_WORK TO COMPLETE_.
Locate and copy all lines bearing the word "this".

— Begin DATA ROWS —

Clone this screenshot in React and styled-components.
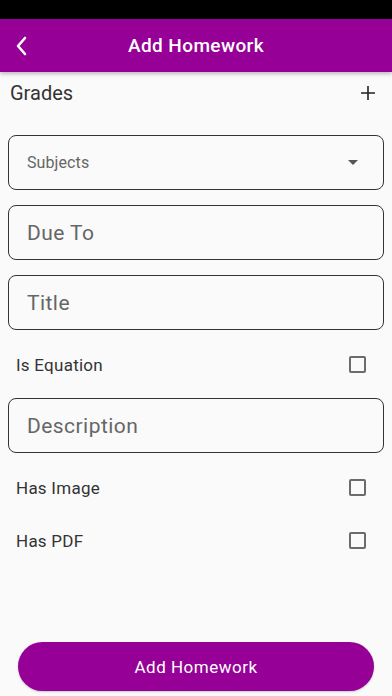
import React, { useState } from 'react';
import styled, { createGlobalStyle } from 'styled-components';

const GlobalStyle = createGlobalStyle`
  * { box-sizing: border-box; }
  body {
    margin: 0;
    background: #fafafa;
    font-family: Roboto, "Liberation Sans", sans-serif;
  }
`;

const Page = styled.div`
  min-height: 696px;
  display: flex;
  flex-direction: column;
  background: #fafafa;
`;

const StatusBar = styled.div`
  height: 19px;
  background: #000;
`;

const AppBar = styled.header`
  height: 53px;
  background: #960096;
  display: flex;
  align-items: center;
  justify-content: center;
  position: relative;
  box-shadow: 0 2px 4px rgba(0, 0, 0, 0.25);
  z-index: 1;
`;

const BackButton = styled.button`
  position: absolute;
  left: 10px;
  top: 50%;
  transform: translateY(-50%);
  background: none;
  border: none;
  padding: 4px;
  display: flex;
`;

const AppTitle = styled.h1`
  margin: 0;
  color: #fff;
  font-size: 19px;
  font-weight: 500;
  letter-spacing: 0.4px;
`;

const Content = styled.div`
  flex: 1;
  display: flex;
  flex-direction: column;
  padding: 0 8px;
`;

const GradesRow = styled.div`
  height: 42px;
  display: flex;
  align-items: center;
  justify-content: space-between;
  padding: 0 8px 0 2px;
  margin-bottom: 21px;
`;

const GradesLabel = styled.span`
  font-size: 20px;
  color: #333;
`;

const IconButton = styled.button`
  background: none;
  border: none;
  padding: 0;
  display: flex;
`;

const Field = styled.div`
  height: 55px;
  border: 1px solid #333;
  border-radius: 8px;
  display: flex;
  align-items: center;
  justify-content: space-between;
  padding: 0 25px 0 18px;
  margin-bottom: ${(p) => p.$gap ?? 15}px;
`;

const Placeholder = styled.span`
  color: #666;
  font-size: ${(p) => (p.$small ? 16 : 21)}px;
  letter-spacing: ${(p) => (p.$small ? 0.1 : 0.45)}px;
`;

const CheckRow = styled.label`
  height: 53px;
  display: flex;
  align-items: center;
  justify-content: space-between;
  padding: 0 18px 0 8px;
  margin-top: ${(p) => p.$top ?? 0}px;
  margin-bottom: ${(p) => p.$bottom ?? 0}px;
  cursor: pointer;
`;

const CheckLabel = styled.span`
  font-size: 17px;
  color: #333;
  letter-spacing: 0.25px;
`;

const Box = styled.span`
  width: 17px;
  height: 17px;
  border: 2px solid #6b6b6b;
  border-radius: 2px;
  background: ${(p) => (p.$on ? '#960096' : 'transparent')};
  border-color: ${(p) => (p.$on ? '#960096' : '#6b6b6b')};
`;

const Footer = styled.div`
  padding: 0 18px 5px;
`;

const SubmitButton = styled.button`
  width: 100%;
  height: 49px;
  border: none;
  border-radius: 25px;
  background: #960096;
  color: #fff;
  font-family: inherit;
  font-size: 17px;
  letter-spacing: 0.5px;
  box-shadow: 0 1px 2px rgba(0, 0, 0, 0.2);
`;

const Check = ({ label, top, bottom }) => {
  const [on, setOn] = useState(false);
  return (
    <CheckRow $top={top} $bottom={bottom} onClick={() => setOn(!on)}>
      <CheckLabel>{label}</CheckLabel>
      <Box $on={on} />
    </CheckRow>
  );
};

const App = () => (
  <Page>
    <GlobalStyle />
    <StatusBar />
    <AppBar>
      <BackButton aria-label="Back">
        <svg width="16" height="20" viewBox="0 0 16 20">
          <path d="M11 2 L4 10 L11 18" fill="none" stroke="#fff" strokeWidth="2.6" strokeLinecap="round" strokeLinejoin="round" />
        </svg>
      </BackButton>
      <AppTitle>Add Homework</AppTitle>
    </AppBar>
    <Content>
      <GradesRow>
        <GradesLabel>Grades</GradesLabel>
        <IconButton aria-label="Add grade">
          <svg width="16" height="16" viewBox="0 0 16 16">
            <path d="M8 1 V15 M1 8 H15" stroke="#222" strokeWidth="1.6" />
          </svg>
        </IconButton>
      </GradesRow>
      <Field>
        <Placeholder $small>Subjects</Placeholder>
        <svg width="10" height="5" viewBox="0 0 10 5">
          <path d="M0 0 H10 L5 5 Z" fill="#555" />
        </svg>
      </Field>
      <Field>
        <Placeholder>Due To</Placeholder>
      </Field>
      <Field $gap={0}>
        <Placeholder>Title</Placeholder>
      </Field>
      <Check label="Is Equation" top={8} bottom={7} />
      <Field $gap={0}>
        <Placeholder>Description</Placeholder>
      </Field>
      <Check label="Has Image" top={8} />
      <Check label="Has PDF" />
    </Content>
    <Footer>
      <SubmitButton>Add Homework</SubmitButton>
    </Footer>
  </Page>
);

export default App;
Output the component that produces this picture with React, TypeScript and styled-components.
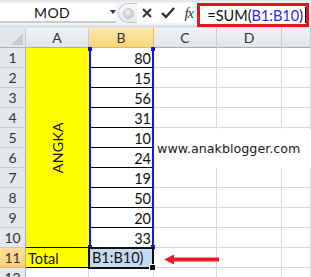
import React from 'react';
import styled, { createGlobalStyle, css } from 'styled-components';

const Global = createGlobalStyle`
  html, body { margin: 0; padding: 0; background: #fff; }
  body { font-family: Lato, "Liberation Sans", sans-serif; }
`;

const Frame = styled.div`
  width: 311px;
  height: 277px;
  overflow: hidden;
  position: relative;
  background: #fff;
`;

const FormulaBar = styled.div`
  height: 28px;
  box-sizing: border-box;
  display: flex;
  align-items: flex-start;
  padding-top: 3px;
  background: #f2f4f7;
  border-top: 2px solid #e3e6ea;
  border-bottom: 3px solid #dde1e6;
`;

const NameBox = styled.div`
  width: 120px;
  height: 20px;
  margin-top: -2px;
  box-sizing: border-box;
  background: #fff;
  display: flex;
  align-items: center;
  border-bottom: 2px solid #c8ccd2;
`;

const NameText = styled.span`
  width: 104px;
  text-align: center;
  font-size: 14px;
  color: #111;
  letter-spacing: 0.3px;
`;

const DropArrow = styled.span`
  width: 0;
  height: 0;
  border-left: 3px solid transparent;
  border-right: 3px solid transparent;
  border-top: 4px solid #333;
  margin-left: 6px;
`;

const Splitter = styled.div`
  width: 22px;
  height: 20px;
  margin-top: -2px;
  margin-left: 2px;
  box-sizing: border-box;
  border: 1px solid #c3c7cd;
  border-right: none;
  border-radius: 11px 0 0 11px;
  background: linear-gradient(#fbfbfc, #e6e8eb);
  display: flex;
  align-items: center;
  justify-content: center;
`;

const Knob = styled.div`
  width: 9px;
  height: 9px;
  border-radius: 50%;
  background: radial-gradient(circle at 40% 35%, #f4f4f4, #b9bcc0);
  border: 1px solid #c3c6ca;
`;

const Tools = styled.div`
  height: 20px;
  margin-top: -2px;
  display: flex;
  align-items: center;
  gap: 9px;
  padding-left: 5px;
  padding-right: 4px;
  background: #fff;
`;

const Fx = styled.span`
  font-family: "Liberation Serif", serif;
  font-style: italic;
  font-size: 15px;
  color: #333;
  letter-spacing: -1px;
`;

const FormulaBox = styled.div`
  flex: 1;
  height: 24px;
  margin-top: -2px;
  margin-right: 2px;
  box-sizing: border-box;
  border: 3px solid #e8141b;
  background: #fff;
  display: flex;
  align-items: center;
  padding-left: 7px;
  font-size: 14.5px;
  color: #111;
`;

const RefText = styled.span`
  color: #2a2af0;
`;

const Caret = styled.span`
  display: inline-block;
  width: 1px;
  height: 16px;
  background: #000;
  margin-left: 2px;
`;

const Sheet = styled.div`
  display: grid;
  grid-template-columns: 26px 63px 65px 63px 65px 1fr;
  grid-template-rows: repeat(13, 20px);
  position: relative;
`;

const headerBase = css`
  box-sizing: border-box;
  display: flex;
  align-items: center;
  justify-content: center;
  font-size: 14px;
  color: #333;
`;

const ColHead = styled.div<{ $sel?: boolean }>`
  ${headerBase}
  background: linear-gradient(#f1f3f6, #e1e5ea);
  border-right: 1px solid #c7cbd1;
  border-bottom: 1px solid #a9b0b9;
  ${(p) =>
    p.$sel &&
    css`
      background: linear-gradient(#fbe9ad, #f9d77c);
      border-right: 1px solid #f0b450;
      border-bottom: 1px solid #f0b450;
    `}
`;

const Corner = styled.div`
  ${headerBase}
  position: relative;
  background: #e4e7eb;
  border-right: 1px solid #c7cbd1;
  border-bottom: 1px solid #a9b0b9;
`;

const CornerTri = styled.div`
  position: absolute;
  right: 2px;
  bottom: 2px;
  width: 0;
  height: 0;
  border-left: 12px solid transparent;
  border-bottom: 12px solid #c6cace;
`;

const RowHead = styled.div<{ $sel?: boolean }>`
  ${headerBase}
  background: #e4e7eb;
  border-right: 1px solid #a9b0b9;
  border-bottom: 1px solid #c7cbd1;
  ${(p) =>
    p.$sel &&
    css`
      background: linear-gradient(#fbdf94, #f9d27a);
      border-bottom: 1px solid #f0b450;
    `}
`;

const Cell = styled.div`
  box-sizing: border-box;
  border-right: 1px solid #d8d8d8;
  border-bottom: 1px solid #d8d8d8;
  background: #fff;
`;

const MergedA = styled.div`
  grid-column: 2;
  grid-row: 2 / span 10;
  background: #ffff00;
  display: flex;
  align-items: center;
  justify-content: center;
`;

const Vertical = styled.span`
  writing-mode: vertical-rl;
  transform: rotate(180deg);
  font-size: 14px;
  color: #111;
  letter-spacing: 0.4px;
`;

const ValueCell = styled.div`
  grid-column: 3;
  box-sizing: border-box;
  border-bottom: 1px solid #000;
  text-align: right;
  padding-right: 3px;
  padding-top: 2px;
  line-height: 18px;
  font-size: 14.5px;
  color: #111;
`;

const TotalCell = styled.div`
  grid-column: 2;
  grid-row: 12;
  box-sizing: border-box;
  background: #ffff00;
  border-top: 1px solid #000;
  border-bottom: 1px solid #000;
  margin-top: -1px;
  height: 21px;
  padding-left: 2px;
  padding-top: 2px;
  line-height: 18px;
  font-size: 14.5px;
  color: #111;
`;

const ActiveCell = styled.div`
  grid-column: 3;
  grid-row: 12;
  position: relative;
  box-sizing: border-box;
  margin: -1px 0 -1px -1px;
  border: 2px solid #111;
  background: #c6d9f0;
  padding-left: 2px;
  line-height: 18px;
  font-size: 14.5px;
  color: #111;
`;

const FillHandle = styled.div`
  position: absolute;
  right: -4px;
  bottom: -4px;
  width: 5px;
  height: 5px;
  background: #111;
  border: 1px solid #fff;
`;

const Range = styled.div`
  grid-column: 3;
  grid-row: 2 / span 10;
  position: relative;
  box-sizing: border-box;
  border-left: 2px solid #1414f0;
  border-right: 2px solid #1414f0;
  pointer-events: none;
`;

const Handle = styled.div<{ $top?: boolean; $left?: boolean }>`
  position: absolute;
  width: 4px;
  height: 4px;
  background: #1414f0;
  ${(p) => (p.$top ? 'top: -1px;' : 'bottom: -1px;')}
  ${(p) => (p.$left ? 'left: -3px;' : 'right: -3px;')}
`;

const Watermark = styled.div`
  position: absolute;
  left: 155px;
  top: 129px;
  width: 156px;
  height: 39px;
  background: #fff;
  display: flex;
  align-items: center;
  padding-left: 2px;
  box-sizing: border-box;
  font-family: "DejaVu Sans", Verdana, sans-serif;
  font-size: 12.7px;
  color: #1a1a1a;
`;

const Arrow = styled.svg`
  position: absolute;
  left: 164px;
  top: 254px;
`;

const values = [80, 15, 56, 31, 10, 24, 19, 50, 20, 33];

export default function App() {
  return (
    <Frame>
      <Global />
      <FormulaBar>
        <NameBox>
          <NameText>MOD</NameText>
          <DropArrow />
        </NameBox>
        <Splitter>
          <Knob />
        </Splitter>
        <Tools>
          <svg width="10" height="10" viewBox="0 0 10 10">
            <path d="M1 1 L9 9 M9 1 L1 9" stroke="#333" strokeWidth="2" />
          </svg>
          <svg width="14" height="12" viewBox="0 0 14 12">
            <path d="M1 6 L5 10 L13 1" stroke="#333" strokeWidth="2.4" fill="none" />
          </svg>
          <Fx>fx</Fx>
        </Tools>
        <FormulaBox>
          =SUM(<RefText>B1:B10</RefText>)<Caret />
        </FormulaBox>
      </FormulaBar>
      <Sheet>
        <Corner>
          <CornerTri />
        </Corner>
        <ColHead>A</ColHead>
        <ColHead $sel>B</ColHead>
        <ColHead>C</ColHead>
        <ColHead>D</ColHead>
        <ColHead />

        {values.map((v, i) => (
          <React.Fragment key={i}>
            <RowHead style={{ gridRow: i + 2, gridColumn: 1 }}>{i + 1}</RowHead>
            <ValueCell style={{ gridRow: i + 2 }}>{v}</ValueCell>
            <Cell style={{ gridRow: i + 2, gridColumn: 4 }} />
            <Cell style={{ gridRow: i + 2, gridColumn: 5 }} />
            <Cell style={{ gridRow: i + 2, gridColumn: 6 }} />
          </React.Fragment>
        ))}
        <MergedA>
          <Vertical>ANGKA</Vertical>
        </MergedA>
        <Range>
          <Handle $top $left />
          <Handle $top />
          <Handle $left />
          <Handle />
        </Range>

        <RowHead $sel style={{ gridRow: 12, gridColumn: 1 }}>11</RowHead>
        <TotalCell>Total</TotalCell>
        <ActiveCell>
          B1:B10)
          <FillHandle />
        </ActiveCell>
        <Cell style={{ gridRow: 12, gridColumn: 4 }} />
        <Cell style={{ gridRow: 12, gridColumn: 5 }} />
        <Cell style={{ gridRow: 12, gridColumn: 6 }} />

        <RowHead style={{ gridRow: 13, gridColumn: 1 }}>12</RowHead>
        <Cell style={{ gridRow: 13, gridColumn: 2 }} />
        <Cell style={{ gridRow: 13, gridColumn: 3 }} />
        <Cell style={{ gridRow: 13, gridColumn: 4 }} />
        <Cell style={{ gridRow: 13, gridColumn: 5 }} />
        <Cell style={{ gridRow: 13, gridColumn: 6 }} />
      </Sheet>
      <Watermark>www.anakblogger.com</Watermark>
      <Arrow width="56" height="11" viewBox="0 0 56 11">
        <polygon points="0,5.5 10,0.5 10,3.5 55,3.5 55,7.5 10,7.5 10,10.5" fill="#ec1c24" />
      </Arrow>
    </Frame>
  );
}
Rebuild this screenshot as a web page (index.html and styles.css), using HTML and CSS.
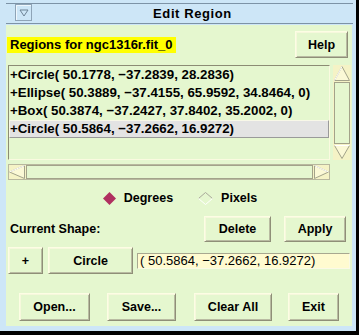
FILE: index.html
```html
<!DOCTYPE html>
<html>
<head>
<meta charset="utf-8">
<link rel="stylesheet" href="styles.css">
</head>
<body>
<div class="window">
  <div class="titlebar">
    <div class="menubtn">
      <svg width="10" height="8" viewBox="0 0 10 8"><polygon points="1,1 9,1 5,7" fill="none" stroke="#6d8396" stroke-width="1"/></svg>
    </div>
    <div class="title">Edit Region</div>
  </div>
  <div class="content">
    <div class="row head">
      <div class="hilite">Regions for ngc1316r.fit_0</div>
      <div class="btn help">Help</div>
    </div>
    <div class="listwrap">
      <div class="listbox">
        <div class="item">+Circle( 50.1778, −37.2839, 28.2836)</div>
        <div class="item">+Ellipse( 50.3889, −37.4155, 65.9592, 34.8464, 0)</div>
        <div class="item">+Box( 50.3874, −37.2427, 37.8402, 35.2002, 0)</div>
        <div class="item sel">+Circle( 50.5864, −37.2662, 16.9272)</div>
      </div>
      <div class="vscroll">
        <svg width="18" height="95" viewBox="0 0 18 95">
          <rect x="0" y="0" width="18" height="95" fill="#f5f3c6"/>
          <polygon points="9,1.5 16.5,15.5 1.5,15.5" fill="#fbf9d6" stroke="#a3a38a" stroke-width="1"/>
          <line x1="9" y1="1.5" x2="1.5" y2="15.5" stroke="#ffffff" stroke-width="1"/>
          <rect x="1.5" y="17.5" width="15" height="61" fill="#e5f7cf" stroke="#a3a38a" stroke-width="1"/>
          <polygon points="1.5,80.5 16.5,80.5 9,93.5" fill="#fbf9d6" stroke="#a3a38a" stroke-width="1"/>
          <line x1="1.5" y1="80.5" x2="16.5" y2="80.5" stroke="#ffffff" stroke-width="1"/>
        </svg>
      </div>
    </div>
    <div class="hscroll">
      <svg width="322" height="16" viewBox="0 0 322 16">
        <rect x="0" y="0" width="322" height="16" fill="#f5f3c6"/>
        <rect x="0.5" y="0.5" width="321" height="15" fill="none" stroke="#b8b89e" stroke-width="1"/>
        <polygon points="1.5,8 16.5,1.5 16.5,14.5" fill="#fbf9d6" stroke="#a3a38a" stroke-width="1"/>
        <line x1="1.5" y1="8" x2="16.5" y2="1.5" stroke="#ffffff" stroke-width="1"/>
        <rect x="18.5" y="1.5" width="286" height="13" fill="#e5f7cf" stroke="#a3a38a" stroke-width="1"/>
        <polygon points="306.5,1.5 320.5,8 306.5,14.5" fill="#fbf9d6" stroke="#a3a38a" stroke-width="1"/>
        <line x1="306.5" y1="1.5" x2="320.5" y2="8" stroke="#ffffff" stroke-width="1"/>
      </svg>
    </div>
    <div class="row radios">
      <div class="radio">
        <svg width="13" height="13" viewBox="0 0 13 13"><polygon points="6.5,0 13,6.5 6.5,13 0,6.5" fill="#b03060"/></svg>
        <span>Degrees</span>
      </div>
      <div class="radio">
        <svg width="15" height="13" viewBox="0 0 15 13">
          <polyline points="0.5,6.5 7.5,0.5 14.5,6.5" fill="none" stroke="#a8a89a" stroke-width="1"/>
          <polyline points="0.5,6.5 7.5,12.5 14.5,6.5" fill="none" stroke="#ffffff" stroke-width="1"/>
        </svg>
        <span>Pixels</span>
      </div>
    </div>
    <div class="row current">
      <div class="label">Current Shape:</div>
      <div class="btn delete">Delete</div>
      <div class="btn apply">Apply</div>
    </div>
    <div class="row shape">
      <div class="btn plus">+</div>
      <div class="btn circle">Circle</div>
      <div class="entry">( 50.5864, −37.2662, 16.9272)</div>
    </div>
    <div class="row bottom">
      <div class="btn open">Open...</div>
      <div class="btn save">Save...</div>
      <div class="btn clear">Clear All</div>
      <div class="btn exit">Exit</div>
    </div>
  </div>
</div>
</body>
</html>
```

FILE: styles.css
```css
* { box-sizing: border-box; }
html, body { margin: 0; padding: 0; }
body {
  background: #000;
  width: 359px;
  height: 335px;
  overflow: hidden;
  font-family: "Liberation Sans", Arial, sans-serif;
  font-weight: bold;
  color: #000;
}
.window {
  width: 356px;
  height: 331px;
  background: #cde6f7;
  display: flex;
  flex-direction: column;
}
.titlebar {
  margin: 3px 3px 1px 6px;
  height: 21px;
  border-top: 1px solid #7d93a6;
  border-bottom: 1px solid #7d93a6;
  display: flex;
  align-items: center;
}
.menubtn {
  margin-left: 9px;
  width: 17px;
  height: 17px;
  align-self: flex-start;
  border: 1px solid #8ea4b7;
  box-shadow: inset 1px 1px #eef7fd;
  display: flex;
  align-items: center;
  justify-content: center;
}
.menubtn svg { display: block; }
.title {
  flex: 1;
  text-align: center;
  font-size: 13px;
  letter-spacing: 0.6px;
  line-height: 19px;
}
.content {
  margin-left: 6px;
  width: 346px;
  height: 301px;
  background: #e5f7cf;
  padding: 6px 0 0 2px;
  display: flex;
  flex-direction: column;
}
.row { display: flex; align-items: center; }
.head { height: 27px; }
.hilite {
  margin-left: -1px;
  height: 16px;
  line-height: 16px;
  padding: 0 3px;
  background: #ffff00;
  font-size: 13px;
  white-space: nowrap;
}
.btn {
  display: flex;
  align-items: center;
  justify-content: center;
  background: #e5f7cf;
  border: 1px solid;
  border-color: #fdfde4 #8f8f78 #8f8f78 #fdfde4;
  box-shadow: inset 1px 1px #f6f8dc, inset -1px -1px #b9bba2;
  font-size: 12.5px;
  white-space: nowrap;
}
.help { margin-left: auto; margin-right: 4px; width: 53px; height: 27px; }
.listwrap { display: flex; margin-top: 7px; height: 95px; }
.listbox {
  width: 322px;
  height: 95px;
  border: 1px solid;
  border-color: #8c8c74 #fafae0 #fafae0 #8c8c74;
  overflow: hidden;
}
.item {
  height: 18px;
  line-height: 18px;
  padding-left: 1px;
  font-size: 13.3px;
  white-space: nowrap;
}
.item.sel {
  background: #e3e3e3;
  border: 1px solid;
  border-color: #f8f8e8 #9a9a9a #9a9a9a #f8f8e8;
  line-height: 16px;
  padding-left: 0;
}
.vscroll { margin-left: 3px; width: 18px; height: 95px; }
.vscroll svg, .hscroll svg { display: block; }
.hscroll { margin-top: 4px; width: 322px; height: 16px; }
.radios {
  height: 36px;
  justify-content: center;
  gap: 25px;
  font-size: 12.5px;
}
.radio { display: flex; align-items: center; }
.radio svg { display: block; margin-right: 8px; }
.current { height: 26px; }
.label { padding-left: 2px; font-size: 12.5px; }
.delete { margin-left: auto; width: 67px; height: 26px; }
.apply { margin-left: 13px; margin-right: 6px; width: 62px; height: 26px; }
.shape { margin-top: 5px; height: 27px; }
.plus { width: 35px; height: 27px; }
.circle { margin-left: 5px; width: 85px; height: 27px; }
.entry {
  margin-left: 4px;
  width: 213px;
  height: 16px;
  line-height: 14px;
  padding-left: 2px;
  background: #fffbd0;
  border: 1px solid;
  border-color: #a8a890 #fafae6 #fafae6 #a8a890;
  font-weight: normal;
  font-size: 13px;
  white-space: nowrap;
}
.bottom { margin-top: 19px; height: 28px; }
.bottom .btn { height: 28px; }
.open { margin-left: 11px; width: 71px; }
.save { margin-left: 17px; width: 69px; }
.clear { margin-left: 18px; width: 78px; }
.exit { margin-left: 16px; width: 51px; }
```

— End DATA ROWS —

_REPLY TO THE EXERCISE_.
Clone this screenshot in React and styled-components.
Output the component that produces this picture with React, TypeScript and styled-components.
Rebuild this screenshot as a web page (index.html and styles.css), using HTML and CSS.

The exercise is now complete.